> _Instructions for the task_
Pull every line with the word "this" out of the entries below.

> _Input data_
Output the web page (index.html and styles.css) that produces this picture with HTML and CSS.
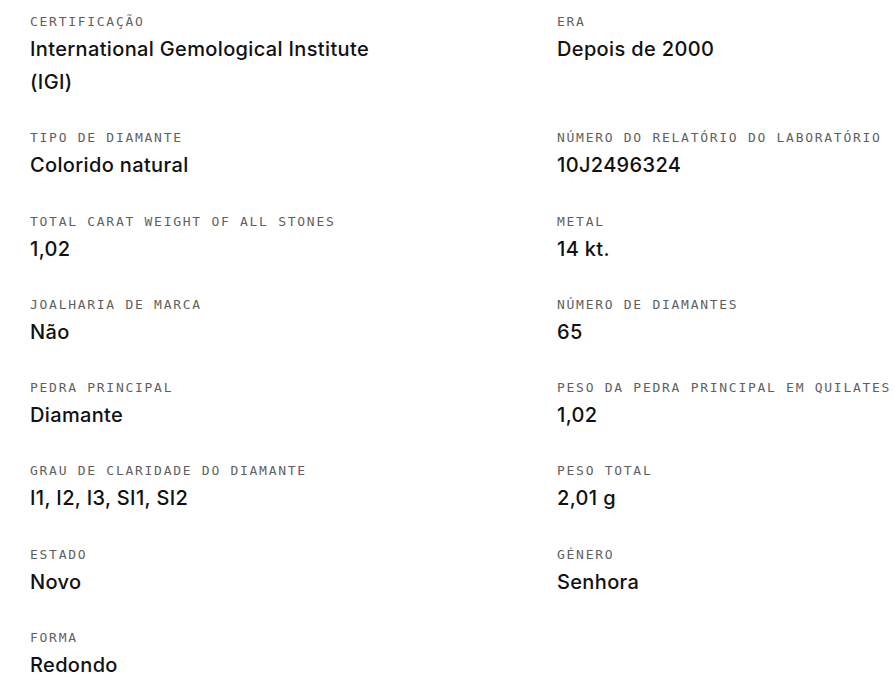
FILE: index.html
```html
<!DOCTYPE html>
<html lang="pt">
<head>
<meta charset="utf-8">
<link rel="stylesheet" href="styles.css">
</head>
<body>
<div class="specs">
  <div class="item"><div class="label">Certificação</div><div class="value">International Gemological Institute (IGI)</div></div>
  <div class="item"><div class="label">Era</div><div class="value">Depois de 2000</div></div>
  <div class="item"><div class="label">Tipo de diamante</div><div class="value">Colorido natural</div></div>
  <div class="item"><div class="label">Número do relatório do laboratório</div><div class="value">10J2496324</div></div>
  <div class="item"><div class="label">Total carat weight of all stones</div><div class="value">1,02</div></div>
  <div class="item"><div class="label">Metal</div><div class="value">14 kt.</div></div>
  <div class="item"><div class="label">Joalharia de marca</div><div class="value">Não</div></div>
  <div class="item"><div class="label">Número de diamantes</div><div class="value">65</div></div>
  <div class="item"><div class="label">Pedra principal</div><div class="value">Diamante</div></div>
  <div class="item"><div class="label">Peso da pedra principal em quilates</div><div class="value">1,02</div></div>
  <div class="item"><div class="label">Grau de claridade do diamante</div><div class="value">I1, I2, I3, SI1, SI2</div></div>
  <div class="item"><div class="label">Peso total</div><div class="value">2,01 g</div></div>
  <div class="item"><div class="label">Estado</div><div class="value">Novo</div></div>
  <div class="item"><div class="label">Género</div><div class="value">Senhora</div></div>
  <div class="item"><div class="label">Forma</div><div class="value">Redondo</div></div>
</div>
</body>
</html>
```
FILE: styles.css
```css
html, body {
  margin: 0;
  padding: 0;
  background: #ffffff;
}
body {
  overflow: hidden;
}
.specs {
  display: grid;
  grid-template-columns: 370px 1fr;
  column-gap: 157px;
  row-gap: 30.3px;
  padding: 13px 0 0 30px;
}
.item {
  display: flex;
  flex-direction: column;
  min-width: 0;
}
.label {
  font-family: "DejaVu Sans Mono", "Liberation Mono", monospace;
  font-size: 13px;
  line-height: 17px;
  letter-spacing: 1.72px;
  text-transform: uppercase;
  color: #5f5f5f;
  white-space: nowrap;
  margin-bottom: 3px;
}
.value {
  font-family: Inter, "Noto Sans", sans-serif;
  font-size: 20px;
  font-weight: 500;
  line-height: 33px;
  letter-spacing: 0.35px;
  color: #111111;
}
```
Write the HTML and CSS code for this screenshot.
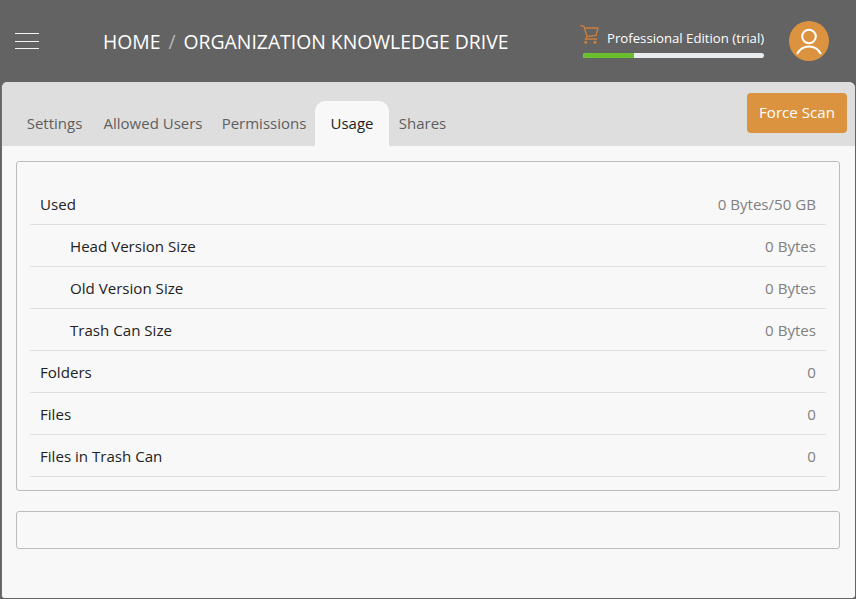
FILE: index.html
```html
<!DOCTYPE html>
<html lang="en">
<head>
<meta charset="utf-8">
<title>Organization Knowledge Drive</title>
<link rel="stylesheet" href="styles.css">
</head>
<body>
<header class="topbar">
  <button class="burger" aria-label="Menu"><span></span><span></span><span></span></button>
  <nav class="crumbs"><span>HOME</span><span class="sep">/</span><span>ORGANIZATION KNOWLEDGE DRIVE</span></nav>
  <div class="edition">
    <div class="edition-line">
      <svg class="cart" viewBox="0 0 20 20" width="20" height="20" fill="none" stroke="#cd7f3c" stroke-width="1.3">
        <path d="M0.300 0.300L4 1.500L7 11.500L5.500 14H17"/><path d="M4.500 3H18L16 10.500L7 11.500"/>
        <circle cx="5.800" cy="17.300" r="1.500" fill="#cd7f3c" stroke="none"/><circle cx="15" cy="17.300" r="1.500" fill="#cd7f3c" stroke="none"/>
      </svg>
      <span class="edition-name">Professional Edition (trial)</span>
    </div>
    <div class="progress"><div class="progress-fill"></div></div>
  </div>
  <div class="avatar">
    <svg viewBox="0 0 40 40" width="40" height="40" fill="none" stroke="#fff" stroke-width="2">
      <circle cx="20" cy="15.500" r="6.800"/><path d="M8 33c3-5.500 7.500-7.500 12-7.500s9 2 12 7.500"/>
    </svg>
  </div>
</header>
<main class="panel">
  <div class="tabbar">
    <ul class="tabs">
      <li class="tab">Settings</li>
      <li class="tab">Allowed Users</li>
      <li class="tab">Permissions</li>
      <li class="tab active">Usage</li>
      <li class="tab">Shares</li>
    </ul>
    <button class="scan">Force Scan</button>
  </div>
  <div class="content">
    <section class="card">
      <div class="row"><span>Used</span><span class="val">0 Bytes/50 GB</span></div>
      <div class="row sub"><span>Head Version Size</span><span class="val">0 Bytes</span></div>
      <div class="row sub"><span>Old Version Size</span><span class="val">0 Bytes</span></div>
      <div class="row sub"><span>Trash Can Size</span><span class="val">0 Bytes</span></div>
      <div class="row"><span>Folders</span><span class="val">0</span></div>
      <div class="row"><span>Files</span><span class="val">0</span></div>
      <div class="row"><span>Files in Trash Can</span><span class="val">0</span></div>
    </section>
    <section class="card empty"></section>
  </div>
</main>
</body>
</html>
```

FILE: styles.css
```css
* { box-sizing: border-box; }
html, body { height: 100%; }
body {
  margin: 0;
  overflow: hidden;
  display: flex;
  flex-direction: column;
  background: #636363;
  font-family: "Open Sans", "Noto Sans", sans-serif;
  font-size: 15.1px;
  color: #222;
}
.topbar {
  height: 82px;
  flex: none;
  display: flex;
  align-items: center;
  color: #fff;
}
.burger {
  width: 24px;
  height: 16px;
  margin-left: 15px;
  padding: 0;
  border: 0;
  background: none;
  display: flex;
  flex-direction: column;
  justify-content: space-between;
}
.burger span { display: block; height: 1px; background: #f4f4f4; }
.crumbs {
  margin-left: 64px;
  font-size: 19.35px;
  display: flex;
  gap: 8px;
}
.sep { color: #b5b5b5; }
.edition {
  margin-left: auto;
  width: 183px;
  flex: none;
}
.edition-line { display: flex; align-items: center; height: 28px; margin-left: -3px; }
.cart { flex: none; margin-top: -6px; }
.edition-name { margin-left: 7px; font-size: 13.2px; white-space: nowrap; }
.progress {
  height: 5px;
  margin-top: 1px;
  width: 181px;
  border-radius: 3px;
  background: #e9ecef;
  overflow: hidden;
}
.progress-fill { width: 28%; height: 100%; background: #6bbf2e; }
.avatar {
  width: 40px;
  height: 40px;
  margin: 0 27px 0 23px;
  border-radius: 50%;
  background: #dc9340;
  flex: none;
}
.panel {
  flex: 1;
  margin: 0 1px 1px 1px;
  border-left: 1px solid #6f6f6f;
  border-radius: 6px 6px 3px 3px;
  background: #f8f8f8;
  overflow: hidden;
  display: flex;
  flex-direction: column;
}
.tabbar {
  height: 64px;
  flex: none;
  background: #dedede;
  display: flex;
  align-items: flex-end;
  justify-content: space-between;
  padding: 0 8px 0 14px;
}
.tabs {
  list-style: none;
  margin: 0;
  padding: 0;
  display: grid;
  grid-template-columns: 77px 120px 102px 74px 67px;
  font-size: 15px;
  color: #5f5f5f;
}
.tab {
  height: 45px;
  padding-top: 12px;
  text-align: center;
  white-space: nowrap;
}
.tab.active {
  background: #f8f8f8;
  color: #222;
  border-radius: 10px 10px 0 0;
}
.scan {
  align-self: flex-start;
  margin-top: 11px;
  width: 100px;
  height: 40px;
  padding: 0 0 2px;
  border: 0;
  border-radius: 4px;
  background: #dc9340;
  color: #fff;
  font: inherit;
}
.content { padding: 15px 15px 0 14px; }
.card {
  border: 1px solid #bcbcbc;
  border-radius: 3px;
  padding: 21px 13px 13px;
}
.card.empty { margin-top: 20px; height: 38px; padding: 0; }
.row {
  height: 42px;
  display: flex;
  align-items: center;
  justify-content: space-between;
  padding: 0 10px;
  border-bottom: 1px solid #dedede;
}
.row.sub { padding-left: 40px; }
.val { color: #808080; }
```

> _Task output_
Output the web page (index.html and styles.css) that produces this picture with HTML and CSS.
Write the HTML and CSS code for this screenshot.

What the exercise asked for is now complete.